The Academy of Fine Arts graduate exhibition can be seen from many different angles: a member of the public (for whom the exhibition will be open ten days) will see it differently than a graduate, for whom it is the culmination of usually six years of study. The exhibition’s significance within the annual rhythm of our school is different than its meaning within the context of its more than two-hundred-year history. Those of us associated with the school (students as well as teachers) are accustomed to seeing the graduate exhibition as something traditional and unchanging – a fixture in the life of the Academy and even the Czech cultural scene. But reality is somewhat more prosaic, brief, and mutable.

The origins of the Academy’s public graduate exhibition date back to the 1980s. The first time such an exhibition was held outside the school grounds was in 1992 at Troja Chateau. In 1997, it was shown at Strahov Monastery, in 1999 at the Carolinum and a year later at the Palace of Industry at Prague’s fairgrounds. In 2004, the graduate exhibition was held at the Academy’s recently renovated Modern Gallery, and in 2007 it was shown in the studios inside the Main Building. In 1998, the graduate exhibition was first held at the National Gallery’s Trade Fair Palace, where it has returned sixteen times since. 1998 was also the first year a catalogue was published to go with the exhibition. New additions this year are a website and a Graduation Festival.

The decision to hold the graduate exhibition at the Academy’s buildings is thus hardly a dramatic event in its short history.

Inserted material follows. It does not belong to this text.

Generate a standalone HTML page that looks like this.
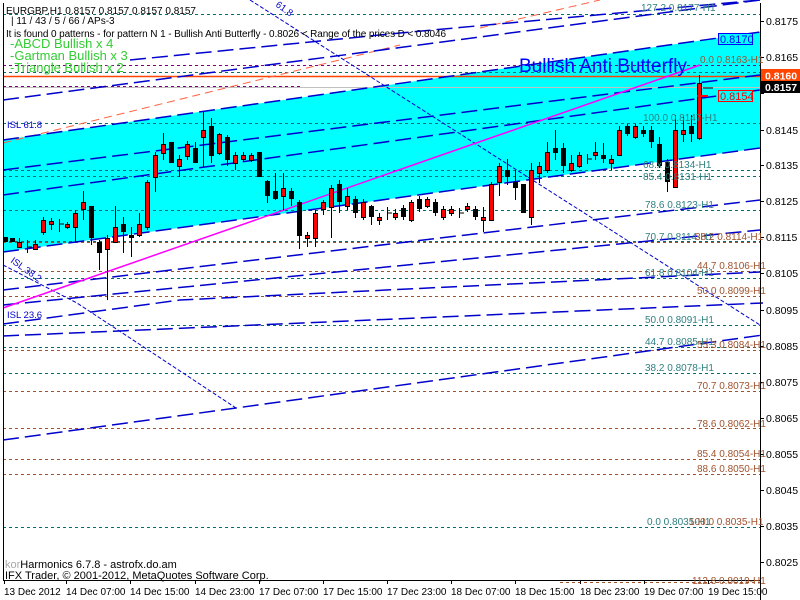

But our motivation is new. Milena Slavická and Jitka Svobodová, who curated the last graduate exhibition to be held on the school’s grounds (2007), based their decision on a lack of financing and insufficient public interest in art. More than ten years later, the decision was a conscious one. The introductions written for the previous twenty AVU graduation catalogues often talk about sending our fresh graduates out into the world. The graduate exhibition is often described as a symbolic transition from the friendly and protected environment of the school into the real and sufficiently harsh world. But this quite natural way of thinking can also give the impression that studying at an art school takes place somehow outside of reality. For this reason, we have decided to bring the world into the school, to show it what we make here and how we make it. This requires some uncomfortable changes and more than a little effort, but it is an opportunity to look at the school and ourselves differently. Reality isn’t something that awaits us only as adults and that we can only properly engage with if we have a diploma in our pocket. The impressive site-specific environment of the Academy of Fine Arts is merely a pleasant bonus for this engagement.